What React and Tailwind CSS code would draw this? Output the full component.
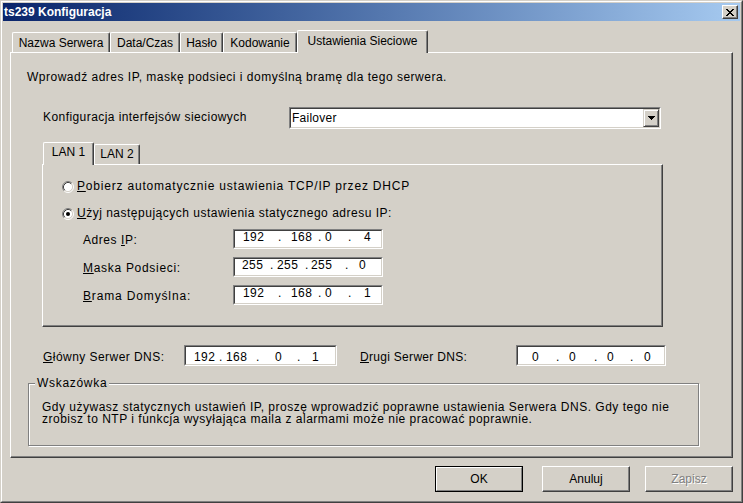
import React from "react";

const FONT = "[font-family:'Liberation_Sans',Arial,sans-serif]";

function Sunken({ className = "", innerClass = "", children }) {
  return (
    <div className={`border border-t-[#808080] border-l-[#808080] border-r-white border-b-white ${className}`}>
      <div className={`h-full border border-t-[#404040] border-l-[#404040] border-r-[#d4d0c8] border-b-[#d4d0c8] bg-white ${innerClass}`}>
        {children}
      </div>
    </div>
  );
}

function IPBox({ cells, className = "", innerClass = "" }) {
  return (
    <Sunken className={className} innerClass={`flex items-start leading-[12px] whitespace-nowrap tracking-[0.4px] ${innerClass}`}>
      {cells.map(([t, c], i) => (
        <span key={i} className={`shrink-0 ${c}`}>{t}</span>
      ))}
    </Sunken>
  );
}

function Radio({ checked }) {
  return (
    <svg width="12" height="12" viewBox="0 0 12 12" className="shrink-0 mt-[2px]">
      <circle cx="6" cy="6" r="4.5" fill="#fff" />
      <path d="M2.11 9.89A5.5 5.5 0 0 1 9.89 2.11" stroke="#808080" fill="none" />
      <path d="M9.89 2.11A5.5 5.5 0 0 1 2.11 9.89" stroke="#fff" fill="none" />
      <path d="M2.82 9.18A4.5 4.5 0 0 1 9.18 2.82" stroke="#404040" fill="none" />
      <path d="M9.18 2.82A4.5 4.5 0 0 1 2.82 9.18" stroke="#d4d0c8" fill="none" />
      {checked && <circle cx="6" cy="6" r="2" fill="#000" />}
    </svg>
  );
}

function U({ children }) {
  return <span className="underline underline-offset-[1px]">{children}</span>;
}

const tabBase =
  "shrink-0 text-center leading-[14px] whitespace-nowrap border-t border-l border-r border-t-white border-l-white border-r-[#404040] shadow-[inset_-1px_0_0_#808080] rounded-t-[2px] bg-[#d4d0c8]";

const rowA = [
  ["192", "w-[35px]"],
  [".", "w-[13px]"],
  ["168", "w-[27px]"],
  [".", "w-[7px]"],
  ["0", "w-[23px]"],
  [".", "w-[16px]"],
];

export default function App() {
  return (
    <div
      className={`w-[743px] h-[503px] ${FONT} text-[12px] text-black bg-[#d4d0c8] border border-t-[#d4d0c8] border-l-[#d4d0c8] border-r-[#404040] border-b-[#404040]`}
    >
      <div className="h-full border border-t-white border-l-white border-r-[#808080] border-b-[#808080] p-[1px] flex flex-col">
        {/* Title bar */}
        <div className="h-[18px] shrink-0 flex items-center bg-linear-to-r from-[#0a246a] to-[#a6caf0] pl-[1px] pr-[2px]">
          <span className="flex-1 font-bold text-white leading-[14px]">ts239 Konfiguracja</span>
          <div className="w-[16px] h-[14px] border border-t-white border-l-white border-r-[#404040] border-b-[#404040] bg-[#d4d0c8] shadow-[inset_-1px_-1px_0_#808080] flex items-center justify-center">
            <svg width="8" height="7" viewBox="0 0 8 7" shapeRendering="crispEdges">
              <path
                fill="#000"
                d="M0 0h2v1H0zM6 0h2v1H6zM1 1h2v1H1zM5 1h2v1H5zM2 2h4v1H2zM3 3h2v1H3zM2 4h4v1H2zM1 5h2v1H1zM5 5h2v1H5zM0 6h2v1H0zM6 6h2v1H6z"
              />
            </svg>
          </div>
        </div>

        {/* Tab control */}
        <div className="ml-[7px] mt-[9px] w-[723px]">
          <div className="h-[22px] flex items-end pl-[2px]">
            <div className={`${tabBase} w-[98px] h-[20px] pt-[3px]`}>Nazwa Serwera</div>
            <div className={`${tabBase} w-[70px] h-[20px] pt-[3px]`}>Data/Czas</div>
            <div className={`${tabBase} w-[43px] h-[20px] pt-[3px]`}>Hasło</div>
            <div className={`${tabBase} w-[74px] h-[20px] pt-[3px]`}>Kodowanie</div>
            <div className={`${tabBase} relative z-10 w-[131px] h-[23px] -mb-[1px] pt-[3px]`}>Ustawienia Sieciowe</div>
          </div>

          <div className="h-[406px] border border-t-white border-l-white border-r-[#404040] border-b-[#404040] shadow-[inset_-1px_-1px_0_#808080] pl-[16px] flex flex-col items-start">
            <p className="mt-[17px] leading-[14px] whitespace-nowrap tracking-[0.5px]">
              Wprowadź adres IP, maskę podsieci i domyślną bramę dla tego serwera.
            </p>

            <div className="mt-[23px] flex h-[22px]">
              <span className="ml-[16px] w-[246px] pt-[3px] leading-[14px] whitespace-nowrap tracking-[0.43px]">
                Konfiguracja interfejsów sieciowych
              </span>
              <Sunken className="w-[372px] h-[22px]" innerClass="flex">
                <span className="flex-1 pl-[1px] pt-[2px] leading-[14px] tracking-[0.25px]">Failover</span>
                <div className="w-[16px] h-full border border-t-[#d4d0c8] border-l-[#d4d0c8] border-r-[#404040] border-b-[#404040] shadow-[inset_1px_1px_0_#fff,inset_-1px_-1px_0_#808080] bg-[#d4d0c8] flex items-center justify-center">
                  <svg width="7" height="4" viewBox="0 0 7 4" shapeRendering="crispEdges">
                    <path fill="#000" d="M0 0h7v1H0zM1 1h5v1H1zM2 2h3v1H2zM3 3h1v1H3z" />
                  </svg>
                </div>
              </Sunken>
            </div>

            {/* LAN tabs */}
            <div className="mt-[13px] ml-[15px] h-[22px] flex items-end pl-[1px]">
              <div className={`${tabBase} relative z-10 w-[51px] h-[23px] -mb-[1px] pt-[2px]`}>LAN 1</div>
              <div className={`${tabBase} w-[46px] h-[20px] pt-[2px]`}>LAN 2</div>
            </div>
            <div className="ml-[15px] w-[621px] h-[163px] border border-t-white border-l-white border-r-[#404040] border-b-[#404040] shadow-[inset_-1px_-1px_0_#808080] pl-[19px] pt-[14px] flex flex-col">
              <div className="flex items-start h-[14px]">
                <Radio />
                <span className="ml-[3px] leading-[14px] whitespace-nowrap tracking-[0.8px]">
                  <U>P</U>obierz automatycznie ustawienia TCP/IP przez DHCP
                </span>
              </div>
              <div className="mt-[13px] flex items-start h-[14px]">
                <Radio checked />
                <span className="ml-[3px] leading-[14px] whitespace-nowrap tracking-[0.5px]">
                  <U>U</U>żyj następujących ustawienia statycznego adresu IP:
                </span>
              </div>

              <div className="mt-[9px] flex items-start">
                <span className="ml-[21px] w-[150px] mt-[4px] leading-[14px] tracking-[0.55px]">
                  Adres <U>I</U>P:
                </span>
                <IPBox className="w-[150px] h-[20px]" innerClass="pl-[8px]" cells={[...rowA, ["4", ""]]} />
              </div>
              <div className="mt-[8px] flex items-start">
                <span className="ml-[21px] w-[150px] mt-[4px] leading-[14px] tracking-[0.7px]">
                  <U>M</U>aska Podsieci:
                </span>
                <IPBox
                  className="w-[150px] h-[20px]"
                  innerClass="pl-[7px]"
                  cells={[
                    ["255", "w-[28px]"],
                    [".", "w-[7px]"],
                    ["255", "w-[28px]"],
                    [".", "w-[6px]"],
                    ["255", "w-[34px]"],
                    [".", "w-[14px]"],
                    ["0", ""],
                  ]}
                />
              </div>
              <div className="mt-[8px] flex items-start">
                <span className="ml-[21px] w-[150px] mt-[4px] leading-[14px] tracking-[0.85px]">
                  <U>B</U>rama Domyślna:
                </span>
                <IPBox className="w-[150px] h-[20px]" innerClass="pl-[8px]" cells={[...rowA, ["1", ""]]} />
              </div>
            </div>

            {/* DNS row */}
            <div className="mt-[18px] flex items-start h-[21px]">
              <span className="ml-[16px] w-[141px] mt-[5px] leading-[14px] whitespace-nowrap tracking-[0.45px]">
                <U>G</U>łówny Serwer DNS:
              </span>
              <IPBox
                className="w-[153px] h-[21px]"
                innerClass="pl-[8px] pt-[4px]"
                cells={[
                  ["192", "w-[25px]"],
                  [".", "w-[7px]"],
                  ["168", "w-[30px]"],
                  [".", "w-[19px]"],
                  ["0", "w-[22px]"],
                  [".", "w-[15px]"],
                  ["1", ""],
                ]}
              />
              <span className="ml-[23px] w-[156px] mt-[5px] leading-[14px] whitespace-nowrap tracking-[0.3px]">
                <U>D</U>rugi Serwer DNS:
              </span>
              <IPBox
                className="w-[150px] h-[21px]"
                innerClass="pl-[14px] pt-[4px]"
                cells={[
                  ["0", "w-[24px]"],
                  [".", "w-[13px]"],
                  ["0", "w-[25px]"],
                  [".", "w-[13px]"],
                  ["0", "w-[23px]"],
                  [".", "w-[14px]"],
                  ["0", ""],
                ]}
              />
            </div>

            {/* Hint group */}
            <fieldset className="mt-[10px] ml-[1px] w-[671px] border border-[#808080] shadow-[inset_1px_1px_0_#fff,1px_1px_0_#fff] pl-[13px] pt-[11px] pb-[20px]">
              <legend className="-ml-[7px] px-[2px] bg-[#d4d0c8] leading-[14px] tracking-[0.7px]">Wskazówka</legend>
              <p className="leading-[12px] whitespace-nowrap tracking-[0.5px]">
                Gdy używasz statycznych ustawień IP, proszę wprowadzić poprawne ustawienia Serwera DNS. Gdy tego nie
                <br />
                zrobisz to NTP i funkcja wysyłająca maila z alarmami może nie pracować poprawnie.
              </p>
            </fieldset>
          </div>
        </div>

        {/* Buttons */}
        <div className="mt-[8px] flex h-[26px]">
          <div className="ml-[432px] w-[88px] h-full border border-black">
            <div className="h-full border border-t-white border-l-white border-r-[#808080] border-b-[#808080] flex items-center justify-center leading-[14px]">
              OK
            </div>
          </div>
          <div className="ml-[19px] w-[88px] h-full border border-t-white border-l-white border-r-[#404040] border-b-[#404040] shadow-[inset_-1px_-1px_0_#808080] flex items-center justify-center leading-[14px]">
            Anuluj
          </div>
          <div className="ml-[15px] w-[88px] h-full border border-t-white border-l-white border-r-[#404040] border-b-[#404040] shadow-[inset_-1px_-1px_0_#808080] flex items-center justify-center leading-[14px] text-[#808080] [text-shadow:1px_1px_0_#fff]">
            Zapisz
          </div>
        </div>
      </div>
    </div>
  );
}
+ + + + + + +
## Exercise description
Look for the word "React" in every line of the listing and copy the lines that have it.

## Output of the exercise
What React and Tailwind CSS code would draw this? Output the full component.
import React from "react";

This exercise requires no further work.